[START DATA IN THIS EXERCISE]
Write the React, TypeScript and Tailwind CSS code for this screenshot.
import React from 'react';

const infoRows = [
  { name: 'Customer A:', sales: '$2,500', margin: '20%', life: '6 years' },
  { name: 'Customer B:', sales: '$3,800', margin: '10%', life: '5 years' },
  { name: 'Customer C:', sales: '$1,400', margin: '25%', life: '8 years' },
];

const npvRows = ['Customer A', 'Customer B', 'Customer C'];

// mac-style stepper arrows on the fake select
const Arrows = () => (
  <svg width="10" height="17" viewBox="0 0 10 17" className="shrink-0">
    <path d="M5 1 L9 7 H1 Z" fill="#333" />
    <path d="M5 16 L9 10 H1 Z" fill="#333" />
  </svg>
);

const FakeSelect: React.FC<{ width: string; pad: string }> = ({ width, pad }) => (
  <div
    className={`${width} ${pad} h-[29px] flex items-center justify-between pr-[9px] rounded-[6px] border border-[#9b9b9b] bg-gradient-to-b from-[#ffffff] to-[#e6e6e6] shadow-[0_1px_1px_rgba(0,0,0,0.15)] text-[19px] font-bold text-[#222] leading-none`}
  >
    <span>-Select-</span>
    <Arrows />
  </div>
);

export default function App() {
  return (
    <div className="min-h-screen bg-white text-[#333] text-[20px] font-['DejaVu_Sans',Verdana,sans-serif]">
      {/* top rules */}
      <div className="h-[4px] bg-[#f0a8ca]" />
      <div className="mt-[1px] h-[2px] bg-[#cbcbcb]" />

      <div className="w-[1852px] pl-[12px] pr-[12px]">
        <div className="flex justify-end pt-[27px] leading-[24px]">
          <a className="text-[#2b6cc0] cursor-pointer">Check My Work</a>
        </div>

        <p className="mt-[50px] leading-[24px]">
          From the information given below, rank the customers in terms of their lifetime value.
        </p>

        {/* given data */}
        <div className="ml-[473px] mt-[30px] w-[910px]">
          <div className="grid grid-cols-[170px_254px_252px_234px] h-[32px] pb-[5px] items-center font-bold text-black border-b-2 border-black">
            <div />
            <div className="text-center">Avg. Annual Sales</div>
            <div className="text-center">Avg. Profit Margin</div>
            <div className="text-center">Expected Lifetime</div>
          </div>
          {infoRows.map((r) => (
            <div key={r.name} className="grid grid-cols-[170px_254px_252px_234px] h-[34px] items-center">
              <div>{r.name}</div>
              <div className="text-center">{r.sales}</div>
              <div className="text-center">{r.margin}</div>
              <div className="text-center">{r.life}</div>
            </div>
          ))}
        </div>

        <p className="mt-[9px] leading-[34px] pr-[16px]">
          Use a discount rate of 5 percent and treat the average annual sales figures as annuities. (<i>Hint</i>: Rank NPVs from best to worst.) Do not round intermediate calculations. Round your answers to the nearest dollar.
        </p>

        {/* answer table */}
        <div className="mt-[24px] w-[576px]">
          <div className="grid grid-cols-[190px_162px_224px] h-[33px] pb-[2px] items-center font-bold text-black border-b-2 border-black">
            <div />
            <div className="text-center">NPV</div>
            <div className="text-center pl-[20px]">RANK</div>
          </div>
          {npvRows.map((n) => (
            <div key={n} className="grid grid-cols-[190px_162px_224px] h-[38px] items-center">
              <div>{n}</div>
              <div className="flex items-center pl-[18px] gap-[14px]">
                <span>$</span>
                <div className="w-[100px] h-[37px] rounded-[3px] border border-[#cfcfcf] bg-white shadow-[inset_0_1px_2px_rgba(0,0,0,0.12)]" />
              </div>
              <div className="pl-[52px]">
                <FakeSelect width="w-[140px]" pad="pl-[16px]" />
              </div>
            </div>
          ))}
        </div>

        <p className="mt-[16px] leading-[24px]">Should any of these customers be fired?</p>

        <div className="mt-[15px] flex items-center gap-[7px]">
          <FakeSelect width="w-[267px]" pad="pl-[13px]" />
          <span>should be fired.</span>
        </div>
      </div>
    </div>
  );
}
[END DATA IN THIS EXERCISE]
[START DATA IN THIS EXERCISE]
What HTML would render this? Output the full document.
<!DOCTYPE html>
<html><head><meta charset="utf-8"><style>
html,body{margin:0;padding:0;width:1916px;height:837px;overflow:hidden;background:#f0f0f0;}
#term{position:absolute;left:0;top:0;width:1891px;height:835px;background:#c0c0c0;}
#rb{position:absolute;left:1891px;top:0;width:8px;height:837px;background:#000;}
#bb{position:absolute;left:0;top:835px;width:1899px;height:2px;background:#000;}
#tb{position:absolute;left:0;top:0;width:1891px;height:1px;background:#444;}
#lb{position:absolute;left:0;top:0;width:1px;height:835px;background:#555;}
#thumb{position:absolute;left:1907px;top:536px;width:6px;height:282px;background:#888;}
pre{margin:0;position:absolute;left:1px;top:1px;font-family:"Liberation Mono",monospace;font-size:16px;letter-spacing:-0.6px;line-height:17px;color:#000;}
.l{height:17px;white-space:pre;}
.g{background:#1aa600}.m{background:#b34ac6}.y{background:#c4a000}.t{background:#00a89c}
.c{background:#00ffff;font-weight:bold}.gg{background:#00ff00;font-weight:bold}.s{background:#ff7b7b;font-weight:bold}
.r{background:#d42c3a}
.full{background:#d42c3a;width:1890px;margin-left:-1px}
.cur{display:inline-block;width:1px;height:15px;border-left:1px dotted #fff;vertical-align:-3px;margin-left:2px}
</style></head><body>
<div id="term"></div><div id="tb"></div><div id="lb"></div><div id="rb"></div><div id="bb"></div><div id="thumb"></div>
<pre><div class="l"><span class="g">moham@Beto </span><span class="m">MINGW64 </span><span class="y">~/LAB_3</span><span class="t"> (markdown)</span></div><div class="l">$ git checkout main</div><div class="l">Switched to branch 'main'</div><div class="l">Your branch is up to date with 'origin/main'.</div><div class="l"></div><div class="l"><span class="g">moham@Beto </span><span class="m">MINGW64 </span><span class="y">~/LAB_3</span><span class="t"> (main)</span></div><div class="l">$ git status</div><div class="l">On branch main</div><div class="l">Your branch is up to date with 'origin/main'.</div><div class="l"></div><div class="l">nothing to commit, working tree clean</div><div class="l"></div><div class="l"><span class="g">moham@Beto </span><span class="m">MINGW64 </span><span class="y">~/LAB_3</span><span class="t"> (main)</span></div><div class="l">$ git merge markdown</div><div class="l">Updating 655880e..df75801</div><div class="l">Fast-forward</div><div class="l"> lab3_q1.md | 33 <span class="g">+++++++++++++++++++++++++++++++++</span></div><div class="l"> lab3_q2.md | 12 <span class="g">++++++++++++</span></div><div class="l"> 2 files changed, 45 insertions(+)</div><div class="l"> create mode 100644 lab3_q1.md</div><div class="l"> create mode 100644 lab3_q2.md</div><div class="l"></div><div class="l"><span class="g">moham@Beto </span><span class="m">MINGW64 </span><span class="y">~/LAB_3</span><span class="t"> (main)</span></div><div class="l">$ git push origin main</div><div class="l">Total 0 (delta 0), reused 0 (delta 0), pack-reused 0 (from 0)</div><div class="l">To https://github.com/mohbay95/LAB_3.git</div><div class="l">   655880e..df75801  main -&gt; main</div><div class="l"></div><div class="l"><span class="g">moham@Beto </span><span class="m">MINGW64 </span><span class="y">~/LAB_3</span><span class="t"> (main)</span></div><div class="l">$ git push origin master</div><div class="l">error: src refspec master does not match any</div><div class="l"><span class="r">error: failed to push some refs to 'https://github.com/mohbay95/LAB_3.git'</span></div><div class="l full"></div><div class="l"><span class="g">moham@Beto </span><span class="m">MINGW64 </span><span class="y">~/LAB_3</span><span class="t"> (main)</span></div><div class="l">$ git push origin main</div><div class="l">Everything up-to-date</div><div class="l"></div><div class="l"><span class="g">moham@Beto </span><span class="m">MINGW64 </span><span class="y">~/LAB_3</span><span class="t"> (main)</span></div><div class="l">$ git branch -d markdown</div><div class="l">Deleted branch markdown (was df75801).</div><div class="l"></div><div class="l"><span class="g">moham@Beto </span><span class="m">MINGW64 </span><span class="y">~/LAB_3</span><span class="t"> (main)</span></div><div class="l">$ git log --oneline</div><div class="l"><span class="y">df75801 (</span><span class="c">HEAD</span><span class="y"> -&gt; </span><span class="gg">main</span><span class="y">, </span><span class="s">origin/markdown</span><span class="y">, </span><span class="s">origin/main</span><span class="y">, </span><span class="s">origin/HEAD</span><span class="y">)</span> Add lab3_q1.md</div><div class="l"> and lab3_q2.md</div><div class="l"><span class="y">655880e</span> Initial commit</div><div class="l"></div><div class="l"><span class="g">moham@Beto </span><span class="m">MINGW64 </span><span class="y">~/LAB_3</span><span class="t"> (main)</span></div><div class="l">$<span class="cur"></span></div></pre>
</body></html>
[END DATA IN THIS EXERCISE]
REQUIRED WORK:
Repeat exactly the lines running from the one with "Write the React, TypeScript" through the one with "import React from 'react';", both included.

FULL RESPONSE:
Write the React, TypeScript and Tailwind CSS code for this screenshot.
import React from 'react';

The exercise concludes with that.